Peshak the Rider, from the Gazetteer of the Speaking Lands

Y’all have chosen wisely in this week’s entry, as now I get to share with you the exploits of Peshak the Rider, culture hero throughout northern Ipieros, rebel icon, and all around fascinating figure… if I do say so, myself.

Peshak is written to be seeded into your games at home as a source of legendary stories and ruins, a fun bit of shared cultural background, and occasionally as a role model for wet-behind-the-ears adventurers.  Everybody knows about Peshak, so everybody will have their own opinion about them—including whether or not they existed in the first place.

Let’s check out the entry!

PESHAK THE RIDER

This legendary horseraider rode the breadth of Ipeiros, raiding for a long succession of northern crowns and warlords. Peshak stories embody the north’s deep ambivalence about power outside of its inescapable transience. Every sovereign that Peshak serves inevitably falls; while the Rider is cast in the role of defending them as often as dethroning them, each leader’s fall is always tied to their own vices and flaws.

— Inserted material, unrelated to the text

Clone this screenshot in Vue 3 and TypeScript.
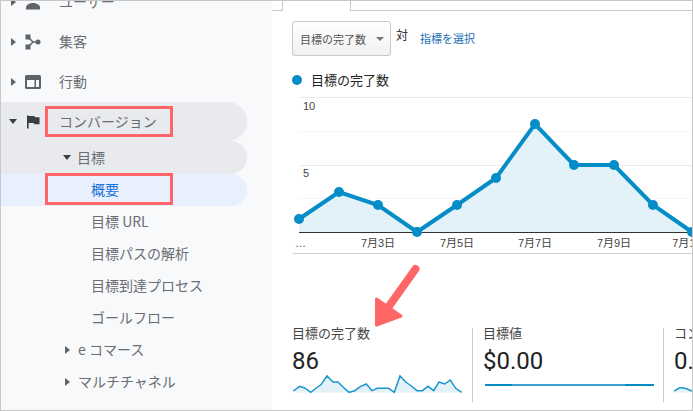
<script setup lang="ts">
interface NavItem {
  label: string
  level: 'sub' | 'leaf'
  caret?: boolean
}

const navItems: NavItem[] = [
  { label: '目標 URL', level: 'leaf' },
  { label: '目標パスの解析', level: 'leaf' },
  { label: '目標到達プロセス', level: 'leaf' },
  { label: 'ゴールフロー', level: 'leaf' },
  { label: 'e コマース', level: 'sub', caret: true },
  { label: 'マルチチャネル', level: 'sub', caret: true },
]

// page coordinates, the svg viewBox starts at the same place
const points: [number, number][] = [
  [299, 219], [339, 192], [378, 205], [417, 232], [457, 205], [496, 178],
  [535, 124], [574, 165], [614, 165], [653, 205], [692, 232],
]
const line = points.map((p) => p.join(',')).join(' ')
const area = `299,232 ${line} 692,232`
const gridLines = [97.5, 131.5, 165.5, 198.5]
const dates = [
  { x: 378, t: '7月3日' },
  { x: 457, t: '7月5日' },
  { x: 535, t: '7月7日' },
  { x: 614, t: '7月9日' },
  { x: 692, t: '7月11日' },
]

const sparkRaw = [
  [66, 407], [85, 393], [100, 398], [118, 411], [135, 398], [150, 387], [167, 362], [185, 380],
  [200, 380], [216, 396], [233, 411], [250, 406], [268, 393], [285, 386], [302, 406], [318, 399],
  [335, 399], [352, 399], [369, 411], [386, 362], [403, 380], [420, 392], [437, 406], [453, 406],
  [470, 393], [487, 406], [503, 380], [520, 386], [537, 374], [553, 399], [571, 411],
]
const spark = sparkRaw.map(([x, y]) => `${((x - 62) / 3).toFixed(1)},${((y - 350) / 3).toFixed(1)}`).join(' ')
const sparkArea = `1.3,20.5 ${spark} 169.7,20.5`
</script>

<template>
  <div class="frame">
    <aside class="sidebar">
      <div class="top-row first-row">
        <span class="caret right"></span>
        <svg class="icon" viewBox="0 0 16 16"><circle cx="8" cy="3.500" r="3.500" /><path d="M1 15.500v-2c0-3 4-4.500 7-4.500s7 1.500 7 4.500v2z" /></svg>
        <span class="top-label">ユーザー</span>
      </div>
      <div class="top-row">
        <span class="caret right"></span>
        <svg class="icon" viewBox="0 0 16 16">
          <path d="M3 3l5 5-5 5M8 8h6" fill="none" stroke="#5f6368" stroke-width="1.500" />
          <rect x="0.500" y="0.500" width="5" height="5" /><rect x="0.500" y="10.500" width="5" height="5" /><circle cx="13" cy="8" r="2.500" />
        </svg>
        <span class="top-label">集客</span>
      </div>
      <div class="top-row">
        <span class="caret right"></span>
        <svg class="icon" viewBox="0 0 16 16">
          <path fill-rule="evenodd" d="M1.500 1h13A1.500 1.500 0 0 1 16 2.500v11a1.500 1.500 0 0 1-1.500 1.500h-13A1.500 1.500 0 0 1 0 13.500v-11A1.500 1.500 0 0 1 1.500 1zM2 6v7h7.500V6zM11 6v7h3V6z" />
        </svg>
        <span class="top-label">行動</span>
      </div>
      <div class="top-row active-group conv">
        <span class="caret down big"></span>
        <svg class="icon flag" viewBox="0 0 14 14"><path d="M0 0h1.800v14H0zM1.800 0.500h6l1 1.500H13.500v7.500H8l-1-1.500H1.800z" /></svg>
        <span class="top-label">コンバージョン</span>
        <span class="mark"></span>
      </div>
      <div class="sub-row active-group">
        <span class="caret down big sub-caret"></span>
        <span>目標</span>
      </div>
      <div class="leaf-row selected">
        概要
        <span class="mark mark-leaf"></span>
      </div>
      <div v-for="item in navItems" :key="item.label" :class="item.level === 'leaf' ? 'leaf-row' : 'sub-row'">
        <span v-if="item.caret" class="caret right sub-right"></span>
        {{ item.label }}
      </div>
    </aside>

    <main class="main">
      <div class="tabs"><div class="tab"></div></div>
      <div class="toolbar">
        <div class="select">目標の完了数<span class="select-caret"></span></div>
        <span class="versus">対</span>
        <a class="pick">指標を選択</a>
      </div>
      <div class="legend"><span class="dot"></span>目標の完了数</div>

      <svg class="chart" viewBox="272 89 420 167" width="420" height="167">
        <line v-for="y in gridLines" :key="y" x1="299" x2="692" :y1="y" :y2="y" :stroke="y === 97.5 || y === 165.5 ? '#ececec' : '#f5f5f5'" />
        <polygon :points="area" fill="#e3f1f8" />
        <line x1="299" x2="692" y1="232.500" y2="232.500" stroke="#333" />
        <polyline :points="line" fill="none" stroke="#058dc7" stroke-width="4" />
        <circle v-for="p in points" :key="p[0]" :cx="p[0]" :cy="p[1]" r="5" fill="#058dc7" />
        <text x="303" y="110" class="axis">10</text>
        <text x="303" y="177" class="axis">5</text>
        <text x="295" y="247" class="axis">…</text>
        <text v-for="d in dates" :key="d.x" :x="d.x" y="247" class="axis" text-anchor="middle">{{ d.t }}</text>
        <line x1="293" x2="692" y1="253.500" y2="253.500" stroke="#d0d0d0" />
      </svg>

      <div class="metrics">
        <div class="tile first">
          <div class="tile-label">目標の完了数</div>
          <div class="tile-value">86</div>
          <svg class="spark" viewBox="0 0 172 22" width="172" height="22">
            <polygon :points="sparkArea" fill="#e3f1f8" />
            <polyline :points="spark" fill="none" stroke="#1b97cd" stroke-width="1.500" />
          </svg>
        </div>
        <div class="tile">
          <div class="tile-label">目標値</div>
          <div class="tile-value">$0.00</div>
          <div class="flat"><span class="dark"></span><span class="mid"></span><span class="dark end"></span></div>
        </div>
        <div class="tile">
          <div class="tile-label">コンバージョン率</div>
          <div class="tile-value">0.00%</div>
          <svg class="spark" viewBox="0 0 172 22" width="172" height="22">
            <polygon points="0,20.500 0,19 6,15.500 12,16.500 18,19 18,20.500" fill="#e3f1f8" />
            <polyline points="0,19 6,15.500 12,16.500 18,19" fill="none" stroke="#1b97cd" stroke-width="1.500" />
          </svg>
        </div>
      </div>
    </main>

    <svg class="arrow" viewBox="0 0 60 70" width="60" height="70">
      <path d="M42.500 6L14 46" stroke="#ff6666" stroke-width="8" stroke-linecap="round" fill="none" />
      <path d="M3.500 62V36L28 53z" fill="#ff6666" stroke="#ff6666" stroke-width="3" stroke-linejoin="round" />
    </svg>
  </div>
</template>

<style scoped>
.frame {
  position: relative;
  display: flex;
  width: 693px;
  height: 411px;
  box-sizing: border-box;
  border: 1px solid #c8c8c8;
  overflow: hidden;
  font-family: "Noto Sans CJK JP", Roboto, sans-serif;
  background: #fff;
}
.sidebar {
  flex: 0 0 271px;
  background: #f8f9fb;
  color: #6a6d72;
  font-size: 14px;
}
.top-row {
  position: relative;
  display: flex;
  align-items: center;
  height: 40px;
  width: 246px;
  padding-left: 10px;
  box-sizing: border-box;
}
.first-row {
  margin-top: -19px;
}
.caret {
  width: 0;
  height: 0;
  flex: none;
}
.caret.right {
  border-top: 4px solid transparent;
  border-bottom: 4px solid transparent;
  border-left: 5px solid #5f6368;
}
.caret.down {
  border-left: 4px solid transparent;
  border-right: 4px solid transparent;
  border-top: 5px solid #3c4043;
}
.caret.big {
  margin-left: -2px;
}
.icon {
  width: 16px;
  height: 16px;
  margin-left: 9px;
  fill: #5f6368;
  flex: none;
}
.flag {
  width: 13px;
  height: 14px;
  margin-left: 10px;
  fill: #3c4043;
}
.top-label {
  margin-left: 18px;
  padding-bottom: 2px;
}
.conv .top-label {
  margin-left: 19px;
}
.active-group {
  background: #e8eaed;
}
.conv {
  height: 39px;
  border-radius: 0 20px 20px 0;
}
.sub-row {
  position: relative;
  display: flex;
  align-items: center;
  height: 32px;
  width: 246px;
  padding: 0 0 2px 64px;
  box-sizing: border-box;
}
.sub-row .caret {
  margin-top: 2px;
}
.sub-row.active-group {
  height: 33px;
  padding-left: 64px;
  border-radius: 0 17px 17px 0;
}
.sub-caret {
  margin: 0 6px 0 1px;
}
.sub-right {
  margin-right: 8px;
}
.leaf-row {
  position: relative;
  display: flex;
  align-items: center;
  height: 32px;
  width: 246px;
  padding: 0 0 2px 90px;
  box-sizing: border-box;
}
.selected {
  background: #e8f0fe;
  color: #1a6fd8;
  border-radius: 0 16px 16px 0;
}
.mark {
  position: absolute;
  left: 44px;
  top: 4px;
  width: 128px;
  height: 31px;
  box-sizing: border-box;
  border: 3px solid #ff6468;
}
.mark-leaf {
  top: -1px;
  height: 32px;
}
.main {
  flex: 1;
  min-width: 0;
  overflow: hidden;
}
.tabs {
  height: 9px;
  border-bottom: 1px solid #c8c8c8;
}
.tab {
  width: 67px;
  height: 10px;
  margin-left: 10px;
  background: #fff;
  border: 1px solid #c8c8c8;
  border-top: 0;
  border-bottom: 0;
}
.toolbar {
  display: flex;
  align-items: flex-start;
  margin: 10px 0 0 20px;
  height: 35px;
}
.select {
  display: flex;
  align-items: center;
  width: 99px;
  height: 35px;
  box-sizing: border-box;
  padding-left: 7px;
  border: 1px solid #c8c8c8;
  border-radius: 3px;
  background: linear-gradient(#fff, #f1f1f1);
  color: #555;
  font-size: 11px;
}
.select-caret {
  margin-left: 10px;
  border-left: 4px solid transparent;
  border-right: 4px solid transparent;
  border-top: 4px solid #777;
}
.versus {
  margin: 5px 0 0 5px;
  font-size: 12px;
  line-height: 18px;
  color: #222;
}
.pick {
  margin: 8px 0 0 12px;
  font-size: 11px;
  line-height: 18px;
  color: #1a6fb5;
}
.legend {
  display: flex;
  align-items: center;
  height: 16px;
  padding-bottom: 2px;
  margin: 15px 0 0 20px;
  font-size: 13px;
  color: #222;
}
.dot {
  width: 10px;
  height: 10px;
  margin: 2px 9px 0 0;
  border-radius: 50%;
  background: #058dc7;
}
.chart {
  display: block;
}
.axis {
  font-family: "Liberation Sans", "Noto Sans CJK JP", sans-serif;
  font-size: 11px;
  fill: #444;
}
.metrics {
  display: flex;
  margin: 72px 0 0 20px;
  height: 74px;
}
.tile {
  flex: 0 0 191px;
  box-sizing: border-box;
  padding-left: 10px;
  border-right: 1px solid #ccc;
  color: #333;
  white-space: nowrap;
}
.tile.first {
  flex-basis: 181px;
  padding-left: 0;
}
.tile-label {
  font-size: 13px;
  line-height: 14px;
  margin-top: -2px;
  color: #444;
}
.tile-value {
  font-family: Roboto, sans-serif;
  font-size: 24px;
  line-height: 28px;
  margin-top: 7px;
  color: #222;
}
.spark {
  display: block;
  margin-top: -3px;
}
.flat {
  display: flex;
  width: 169px;
  height: 2px;
  margin: 9px 0 0 2px;
}
.flat .dark {
  width: 27px;
  background: #058dc7;
}
.flat .mid {
  flex: 1;
  background: #3ba1d3;
}
.flat .end {
  width: 29px;
}
.arrow {
  position: absolute;
  left: 372px;
  top: 262px;
}
</style>

<style>
html, body {
  margin: 0;
}
</style>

Peshak is always described as tall and rangy, but each story diverges from there, attributing different hair, complexion, and features to the storied figure. They are consistently portrayed as genderqueer, but their people is traditionally obscured, often described as “perhaps they were a troll, or then again, perhaps an ork, or even, it is said, a human.” Bards debate whether this feature of the character is intended to widen audience identification—anybody could be Peshak—or if the character’s ambiguous heritage is a cultural artifact mirroring of the concurrent introduction of bodysculpting to northern Ipeiros.

The basic structure of a Peshak story is as follows: Peshak rides into the camp of a warlord, is introduced by the long list of their deeds, and is hired on as a horseraider for a year and a day. Over the course of three raids, Peshak comes to know the warlord, including a central flaw of the warlord’s character. After the third raid is completed (or sometimes at its culmination), that flaw rises to the fore, making it impossible for the warlord to continue ruling. Sometimes Peshak smuggles the warlord out of their camp or attempts to defend them, having gained an inside understanding to the warlord’s tragic flaw. In other stories, Peshak reveals the flaw to the rest of the riders or declares that the warlord is unfit to lead and participates in the inevitable dethroning. Then Peshak rides off into the sunset.

There are many love interests in Peshak stories: the warlord’s child or rival, the warlord themself, or Julianna, who also wanders from court to court, and serves as the only other recurring character. Unlike loyal Peshak, Julianna is a schemer and trickster; Peshak falls afoul of her machinations as often as they expose them. Still, Peshak is repeatedly drawn to Julianna despite their tumultuous history. Sometimes the pair are drawn together without knowing each other’s identities; Julianna, like Peshak, often changes her appearance through bodysculpting.

The question of whether Peshak was real or a fabrication is a source of perpetual debate amongs bards. There are few written records in the Norsteppes, and Peshak’s stories predate the rise of Ellamese cities. The most reliable traces of Peshak are found in three city registers in northern Outland, which claim the Rider visited them in successive months of the same year. Detractors claim that the gatekeepers were fooled by someone claiming to be the legendary warrior, cashing in on a reputation already well-established. The fictional camp’s case is bolstered by the presence of treewalkers in three different stories of this Norsteppes icon, given that there are no treewalkers on the steppe.

The truth is most likely to lie somewhere in the middle: once there was a horseraider named Peshak who had terrible luck in finding a stable source of employment. Stories were told about their exploits, and then those stories were embellished, and then additional stories were created along the same theme. The stories’ ambivalent treatment of rulers and warlords may have fueled their spread, appealing to everyday commoners tired of hearing about the exploits and great deeds of their own leaders. After all, Peshak stories even circulate among the goblins of Yonishan, where there are no horses. It seems everyone likes an excuse to tell stories about the foibles of the sovereigns of the surface world.